Indeed, Donen's use of style is exceedingly ambitious throughout - from its opening emphasis on pink, through the darkroom dance illuminated by a single red bulb to the use of soft focus, split-screens, freeze frames, negative footage, monochrome and colours that seem to dance as vibrantly as Astaire.
The picture is also studded with parodies, with Empathicalism joshing Existentialism, `Bonjour, Paree!' lampooning Cinerama travelogues and `Basal Metabolism' poking gentle fun at both danse modèrne and Kelly's dream ballet in An American in Paris. Donen even utilised the poor Parisian weather to comment on the artificial perfection of industrial film-making.

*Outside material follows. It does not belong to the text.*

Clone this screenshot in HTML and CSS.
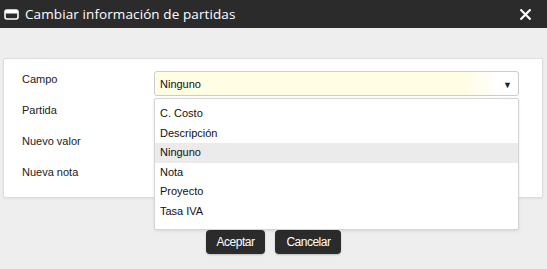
FILE: index.html
```html
<!DOCTYPE html>
<html lang="es">
<head>
    <meta charset="UTF-8">
    <title>Cambiar información de partidas</title>
    <link rel="stylesheet" href="styles.css">
</head>
<body>
    <div class="titlebar">
        <svg class="win-icon" width="15" height="11" viewBox="0 0 15 11">
            <rect x="1" y="1" width="13" height="9" rx="2" fill="none" stroke="#fff" stroke-width="1.6"/>
            <rect x="1" y="1" width="13" height="3.5" rx="1.5" fill="#fff"/>
        </svg>
        <span class="title">Cambiar información de partidas</span>
        <svg class="close" width="11" height="11" viewBox="0 0 11 11">
            <path d="M1.2 1.2 L9.8 9.8 M9.8 1.2 L1.2 9.8" stroke="#fff" stroke-width="2.2" stroke-linecap="square"/>
        </svg>
    </div>

    <div class="card">
        <div class="form">
            <div class="label">Campo</div>
            <div class="field">
                <div class="select">
                    <span>Ninguno</span>
                    <span class="caret">&#9660;</span>
                </div>
                <ul class="options">
                    <li>C. Costo</li>
                    <li>Descripción</li>
                    <li class="active">Ninguno</li>
                    <li>Nota</li>
                    <li>Proyecto</li>
                    <li>Tasa IVA</li>
                </ul>
            </div>
            <div class="label">Partida</div>
            <div class="field"></div>
            <div class="label">Nuevo valor</div>
            <div class="field"></div>
            <div class="label">Nueva nota</div>
            <div class="field"></div>
        </div>
    </div>

    <div class="buttons">
        <button class="btn">Aceptar</button>
        <button class="btn">Cancelar</button>
    </div>
</body>
</html>
```

FILE: styles.css
```css
body {
    margin: 0;
    background: #eeeeee;
    font-family: 'Liberation Sans', Arial, sans-serif;
    width: 547px;
    height: 269px;
    overflow: hidden;
}

.titlebar {
    height: 28px;
    background: #2b2b2b;
    display: flex;
    align-items: center;
    padding: 0 16px 0 4px;
    color: #fff;
}

.win-icon {
    margin-right: 6px;
}

.title {
    font-family: 'Open Sans', sans-serif;
    font-size: 13.5px;
    letter-spacing: 0.1px;
    flex: 1;
}

.close {
    margin-top: 1px;
}

.card {
    margin: 30px 4px 0 3px;
    background: #fff;
    border: 1px solid #dddddd;
    border-radius: 2px;
    box-shadow: 0 1px 2px rgba(0, 0, 0, 0.06);
    padding: 12px 0 2px 18px;
}

.form {
    display: grid;
    grid-template-columns: 132px 365px;
    grid-auto-rows: 31px;
}

.label {
    font-size: 11px;
    color: #222;
    padding-top: 1px;
    line-height: 14px;
}

.field {
    position: relative;
}

.select {
    height: 23px;
    border: 1px solid #cccccc;
    border-radius: 3px;
    background: linear-gradient(to right, #fffde3 85%, #ffffff 95%);
    display: flex;
    align-items: center;
    justify-content: space-between;
    padding: 0 6px 0 5px;
    font-size: 11px;
    color: #111;
}

.caret {
    font-size: 9px;
    color: #222;
    margin-top: 2px;
}

.options {
    position: absolute;
    top: 27px;
    left: 0;
    width: 363px;
    margin: 0;
    padding: 5px 0 8px;
    list-style: none;
    background: #fff;
    border: 1px solid #d4d4d4;
    border-radius: 2px;
    box-shadow: 0 1px 3px rgba(0, 0, 0, 0.1);
    z-index: 2;
}

.options li {
    height: 19.5px;
    line-height: 19.5px;
    padding-left: 5px;
    font-size: 11px;
    color: #111;
}

.options li.active {
    background: #ebebeb;
}

.buttons {
    display: flex;
    justify-content: center;
    gap: 10px;
    margin-top: 32px;
}

.btn {
    height: 24px;
    border: none;
    border-radius: 4px;
    background: #2b2b2b;
    color: #fff;
    font-family: 'Liberation Sans', sans-serif;
    font-size: 12px;
    letter-spacing: -0.5px;
    padding: 0 11px 0 11px;
    box-shadow: 0 1px 2px rgba(0, 0, 0, 0.2);
}
```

Furthermore, the equation of fashion with film makes the claim of Hepburn's bookstore clerk that cinema and photography each represent `a chichi and unrealistic approach to economics' all the more bitingly satirical, as by dressing her in beatnik black, Donen alludes to the European arthouse pictures that were becoming increasingly trendy in America's major urban centres and, thus provides a cultural counterpoint to both the Hollywood blockbuster and the lie that books alone can provide intellectual sustenance.
However, the picture is occasionally guilty of inverted snobbery, as Michel Auclair's philosopher is concerned with ideas not images and, thus, he has to be exposed as both pretentious and fraudulent. Hepburn, therefore, comes to learn more about Empathicalism from Astaire, as he understands everything about her mind, body and spirit. Indeed, having proved he's mentally attuned to her during `Let's Kiss and Make Up', he offers physical proof of their compatibility during the exquisite `He Loves and She Loves' sequence in the Chantilly churchyard.
Somewhat going over the heads of contemporary American audiences, Funny Face lost money on its $4 million budget. But its cinematic inspiration has since proved priceless. Moreover, it demonstrated that even at the age of 58, Astaire was as innovative, lithe and elegant as ever.